*WHAT TO PRODUCE*. Set the listing down again in full, word for word, with the pictures left out.

*RECORDED DATA*.
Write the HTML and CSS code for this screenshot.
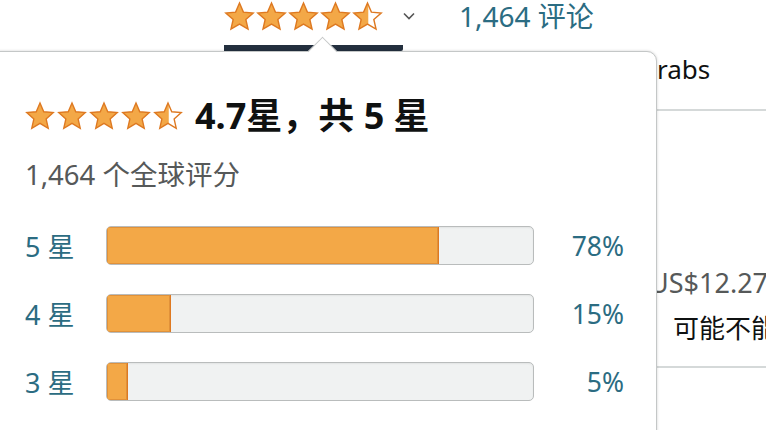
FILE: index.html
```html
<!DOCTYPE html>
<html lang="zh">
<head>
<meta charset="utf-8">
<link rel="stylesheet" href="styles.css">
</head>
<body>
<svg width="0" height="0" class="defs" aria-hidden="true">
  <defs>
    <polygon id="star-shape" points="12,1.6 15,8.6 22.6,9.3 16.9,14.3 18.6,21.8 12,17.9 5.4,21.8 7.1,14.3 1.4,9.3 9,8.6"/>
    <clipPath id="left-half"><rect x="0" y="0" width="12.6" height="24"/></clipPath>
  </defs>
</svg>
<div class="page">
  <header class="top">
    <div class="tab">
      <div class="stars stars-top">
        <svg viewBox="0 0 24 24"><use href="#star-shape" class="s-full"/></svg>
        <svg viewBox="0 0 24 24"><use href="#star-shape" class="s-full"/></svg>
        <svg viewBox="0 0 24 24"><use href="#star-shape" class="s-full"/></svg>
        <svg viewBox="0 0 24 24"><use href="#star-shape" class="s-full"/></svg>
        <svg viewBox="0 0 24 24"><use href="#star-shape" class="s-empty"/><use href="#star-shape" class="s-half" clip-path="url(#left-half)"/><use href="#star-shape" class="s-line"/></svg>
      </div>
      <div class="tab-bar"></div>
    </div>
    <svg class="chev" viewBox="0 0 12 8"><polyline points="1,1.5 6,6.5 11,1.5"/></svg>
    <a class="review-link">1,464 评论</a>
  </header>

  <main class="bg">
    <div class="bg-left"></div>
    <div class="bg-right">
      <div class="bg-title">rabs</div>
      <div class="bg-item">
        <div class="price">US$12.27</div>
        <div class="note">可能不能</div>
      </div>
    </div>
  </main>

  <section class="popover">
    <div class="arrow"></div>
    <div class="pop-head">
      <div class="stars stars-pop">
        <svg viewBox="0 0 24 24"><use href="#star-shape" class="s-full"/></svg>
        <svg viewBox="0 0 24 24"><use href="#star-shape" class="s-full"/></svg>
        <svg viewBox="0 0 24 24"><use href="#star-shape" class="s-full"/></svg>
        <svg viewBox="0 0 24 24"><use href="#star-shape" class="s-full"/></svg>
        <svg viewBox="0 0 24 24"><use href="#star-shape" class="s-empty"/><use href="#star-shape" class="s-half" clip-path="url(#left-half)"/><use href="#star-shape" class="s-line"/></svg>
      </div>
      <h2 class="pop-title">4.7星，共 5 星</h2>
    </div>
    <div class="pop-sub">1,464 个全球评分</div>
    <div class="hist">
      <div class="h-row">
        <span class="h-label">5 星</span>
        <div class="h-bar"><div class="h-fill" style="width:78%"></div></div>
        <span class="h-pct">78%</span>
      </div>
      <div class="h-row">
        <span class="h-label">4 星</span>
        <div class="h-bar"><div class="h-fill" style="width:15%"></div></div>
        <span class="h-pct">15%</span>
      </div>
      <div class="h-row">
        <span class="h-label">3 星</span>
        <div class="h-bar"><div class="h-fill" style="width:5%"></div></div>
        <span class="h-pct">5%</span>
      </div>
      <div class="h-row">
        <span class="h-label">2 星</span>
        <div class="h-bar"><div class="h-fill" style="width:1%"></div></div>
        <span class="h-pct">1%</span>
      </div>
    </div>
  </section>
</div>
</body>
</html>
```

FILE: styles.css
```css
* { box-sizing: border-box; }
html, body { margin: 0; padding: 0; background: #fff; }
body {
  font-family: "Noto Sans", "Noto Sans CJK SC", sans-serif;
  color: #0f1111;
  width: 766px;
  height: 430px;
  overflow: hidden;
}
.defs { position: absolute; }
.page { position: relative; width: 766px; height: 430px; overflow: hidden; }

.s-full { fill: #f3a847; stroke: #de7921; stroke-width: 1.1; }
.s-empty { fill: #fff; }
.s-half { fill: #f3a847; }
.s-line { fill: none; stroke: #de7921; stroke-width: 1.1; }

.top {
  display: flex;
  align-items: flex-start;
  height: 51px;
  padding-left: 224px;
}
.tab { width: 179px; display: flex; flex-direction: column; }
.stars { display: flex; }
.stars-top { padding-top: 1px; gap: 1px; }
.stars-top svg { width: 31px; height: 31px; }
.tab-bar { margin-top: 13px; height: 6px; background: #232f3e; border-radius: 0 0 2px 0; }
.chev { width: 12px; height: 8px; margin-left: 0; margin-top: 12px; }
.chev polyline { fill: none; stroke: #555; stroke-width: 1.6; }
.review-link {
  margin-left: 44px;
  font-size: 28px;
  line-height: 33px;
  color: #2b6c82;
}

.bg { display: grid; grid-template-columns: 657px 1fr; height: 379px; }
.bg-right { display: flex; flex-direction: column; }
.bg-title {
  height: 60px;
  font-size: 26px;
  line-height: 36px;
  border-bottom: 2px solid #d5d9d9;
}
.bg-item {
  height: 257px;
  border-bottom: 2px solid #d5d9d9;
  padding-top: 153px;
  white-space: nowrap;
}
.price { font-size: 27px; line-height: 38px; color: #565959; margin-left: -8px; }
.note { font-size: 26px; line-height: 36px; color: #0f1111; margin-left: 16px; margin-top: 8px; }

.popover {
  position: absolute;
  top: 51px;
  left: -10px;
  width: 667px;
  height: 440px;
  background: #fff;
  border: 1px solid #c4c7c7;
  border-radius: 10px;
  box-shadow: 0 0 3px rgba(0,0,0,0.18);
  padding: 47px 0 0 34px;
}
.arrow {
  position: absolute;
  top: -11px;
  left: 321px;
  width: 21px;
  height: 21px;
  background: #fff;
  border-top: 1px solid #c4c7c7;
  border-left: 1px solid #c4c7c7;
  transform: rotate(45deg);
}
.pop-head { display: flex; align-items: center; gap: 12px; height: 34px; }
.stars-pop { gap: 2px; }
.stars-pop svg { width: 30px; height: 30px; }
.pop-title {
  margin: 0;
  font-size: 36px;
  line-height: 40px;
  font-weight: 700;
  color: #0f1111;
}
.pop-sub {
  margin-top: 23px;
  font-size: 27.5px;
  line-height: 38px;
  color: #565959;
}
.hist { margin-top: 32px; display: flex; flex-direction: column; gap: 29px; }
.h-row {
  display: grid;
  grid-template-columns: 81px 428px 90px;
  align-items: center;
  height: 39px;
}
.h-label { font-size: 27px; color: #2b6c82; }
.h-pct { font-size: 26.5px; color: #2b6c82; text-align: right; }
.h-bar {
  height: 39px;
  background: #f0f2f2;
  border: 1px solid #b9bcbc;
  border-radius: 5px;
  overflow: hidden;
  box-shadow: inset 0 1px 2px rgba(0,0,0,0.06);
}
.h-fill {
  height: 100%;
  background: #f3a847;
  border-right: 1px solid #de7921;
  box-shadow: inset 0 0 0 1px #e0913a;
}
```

*WRITTEN ANSWER*.
Write the HTML and CSS code for this screenshot.
FILE: index.html
```html
<!DOCTYPE html>
<html lang="zh">
<head>
<meta charset="utf-8">
<link rel="stylesheet" href="styles.css">
</head>
<body>
<svg width="0" height="0" class="defs" aria-hidden="true">
  <defs>
    <polygon id="star-shape" points="12,1.6 15,8.6 22.6,9.3 16.9,14.3 18.6,21.8 12,17.9 5.4,21.8 7.1,14.3 1.4,9.3 9,8.6"/>
    <clipPath id="left-half"><rect x="0" y="0" width="12.6" height="24"/></clipPath>
  </defs>
</svg>
<div class="page">
  <header class="top">
    <div class="tab">
      <div class="stars stars-top">
        <svg viewBox="0 0 24 24"><use href="#star-shape" class="s-full"/></svg>
        <svg viewBox="0 0 24 24"><use href="#star-shape" class="s-full"/></svg>
        <svg viewBox="0 0 24 24"><use href="#star-shape" class="s-full"/></svg>
        <svg viewBox="0 0 24 24"><use href="#star-shape" class="s-full"/></svg>
        <svg viewBox="0 0 24 24"><use href="#star-shape" class="s-empty"/><use href="#star-shape" class="s-half" clip-path="url(#left-half)"/><use href="#star-shape" class="s-line"/></svg>
      </div>
      <div class="tab-bar"></div>
    </div>
    <svg class="chev" viewBox="0 0 12 8"><polyline points="1,1.5 6,6.5 11,1.5"/></svg>
    <a class="review-link">1,464 评论</a>
  </header>

  <main class="bg">
    <div class="bg-left"></div>
    <div class="bg-right">
      <div class="bg-title">rabs</div>
      <div class="bg-item">
        <div class="price">US$12.27</div>
        <div class="note">可能不能</div>
      </div>
    </div>
  </main>

  <section class="popover">
    <div class="arrow"></div>
    <div class="pop-head">
      <div class="stars stars-pop">
        <svg viewBox="0 0 24 24"><use href="#star-shape" class="s-full"/></svg>
        <svg viewBox="0 0 24 24"><use href="#star-shape" class="s-full"/></svg>
        <svg viewBox="0 0 24 24"><use href="#star-shape" class="s-full"/></svg>
        <svg viewBox="0 0 24 24"><use href="#star-shape" class="s-full"/></svg>
        <svg viewBox="0 0 24 24"><use href="#star-shape" class="s-empty"/><use href="#star-shape" class="s-half" clip-path="url(#left-half)"/><use href="#star-shape" class="s-line"/></svg>
      </div>
      <h2 class="pop-title">4.7星，共 5 星</h2>
    </div>
    <div class="pop-sub">1,464 个全球评分</div>
    <div class="hist">
      <div class="h-row">
        <span class="h-label">5 星</span>
        <div class="h-bar"><div class="h-fill" style="width:78%"></div></div>
        <span class="h-pct">78%</span>
      </div>
      <div class="h-row">
        <span class="h-label">4 星</span>
        <div class="h-bar"><div class="h-fill" style="width:15%"></div></div>
        <span class="h-pct">15%</span>
      </div>
      <div class="h-row">
        <span class="h-label">3 星</span>
        <div class="h-bar"><div class="h-fill" style="width:5%"></div></div>
        <span class="h-pct">5%</span>
      </div>
      <div class="h-row">
        <span class="h-label">2 星</span>
        <div class="h-bar"><div class="h-fill" style="width:1%"></div></div>
        <span class="h-pct">1%</span>
      </div>
    </div>
  </section>
</div>
</body>
</html>
```

FILE: styles.css
```css
* { box-sizing: border-box; }
html, body { margin: 0; padding: 0; background: #fff; }
body {
  font-family: "Noto Sans", "Noto Sans CJK SC", sans-serif;
  color: #0f1111;
  width: 766px;
  height: 430px;
  overflow: hidden;
}
.defs { position: absolute; }
.page { position: relative; width: 766px; height: 430px; overflow: hidden; }

.s-full { fill: #f3a847; stroke: #de7921; stroke-width: 1.1; }
.s-empty { fill: #fff; }
.s-half { fill: #f3a847; }
.s-line { fill: none; stroke: #de7921; stroke-width: 1.1; }

.top {
  display: flex;
  align-items: flex-start;
  height: 51px;
  padding-left: 224px;
}
.tab { width: 179px; display: flex; flex-direction: column; }
.stars { display: flex; }
.stars-top { padding-top: 1px; gap: 1px; }
.stars-top svg { width: 31px; height: 31px; }
.tab-bar { margin-top: 13px; height: 6px; background: #232f3e; border-radius: 0 0 2px 0; }
.chev { width: 12px; height: 8px; margin-left: 0; margin-top: 12px; }
.chev polyline { fill: none; stroke: #555; stroke-width: 1.6; }
.review-link {
  margin-left: 44px;
  font-size: 28px;
  line-height: 33px;
  color: #2b6c82;
}

.bg { display: grid; grid-template-columns: 657px 1fr; height: 379px; }
.bg-right { display: flex; flex-direction: column; }
.bg-title {
  height: 60px;
  font-size: 26px;
  line-height: 36px;
  border-bottom: 2px solid #d5d9d9;
}
.bg-item {
  height: 257px;
  border-bottom: 2px solid #d5d9d9;
  padding-top: 153px;
  white-space: nowrap;
}
.price { font-size: 27px; line-height: 38px; color: #565959; margin-left: -8px; }
.note { font-size: 26px; line-height: 36px; color: #0f1111; margin-left: 16px; margin-top: 8px; }

.popover {
  position: absolute;
  top: 51px;
  left: -10px;
  width: 667px;
  height: 440px;
  background: #fff;
  border: 1px solid #c4c7c7;
  border-radius: 10px;
  box-shadow: 0 0 3px rgba(0,0,0,0.18);
  padding: 47px 0 0 34px;
}
.arrow {
  position: absolute;
  top: -11px;
  left: 321px;
  width: 21px;
  height: 21px;
  background: #fff;
  border-top: 1px solid #c4c7c7;
  border-left: 1px solid #c4c7c7;
  transform: rotate(45deg);
}
.pop-head { display: flex; align-items: center; gap: 12px; height: 34px; }
.stars-pop { gap: 2px; }
.stars-pop svg { width: 30px; height: 30px; }
.pop-title {
  margin: 0;
  font-size: 36px;
  line-height: 40px;
  font-weight: 700;
  color: #0f1111;
}
.pop-sub {
  margin-top: 23px;
  font-size: 27.5px;
  line-height: 38px;
  color: #565959;
}
.hist { margin-top: 32px; display: flex; flex-direction: column; gap: 29px; }
.h-row {
  display: grid;
  grid-template-columns: 81px 428px 90px;
  align-items: center;
  height: 39px;
}
.h-label { font-size: 27px; color: #2b6c82; }
.h-pct { font-size: 26.5px; color: #2b6c82; text-align: right; }
.h-bar {
  height: 39px;
  background: #f0f2f2;
  border: 1px solid #b9bcbc;
  border-radius: 5px;
  overflow: hidden;
  box-shadow: inset 0 1px 2px rgba(0,0,0,0.06);
}
.h-fill {
  height: 100%;
  background: #f3a847;
  border-right: 1px solid #de7921;
  box-shadow: inset 0 0 0 1px #e0913a;
}
```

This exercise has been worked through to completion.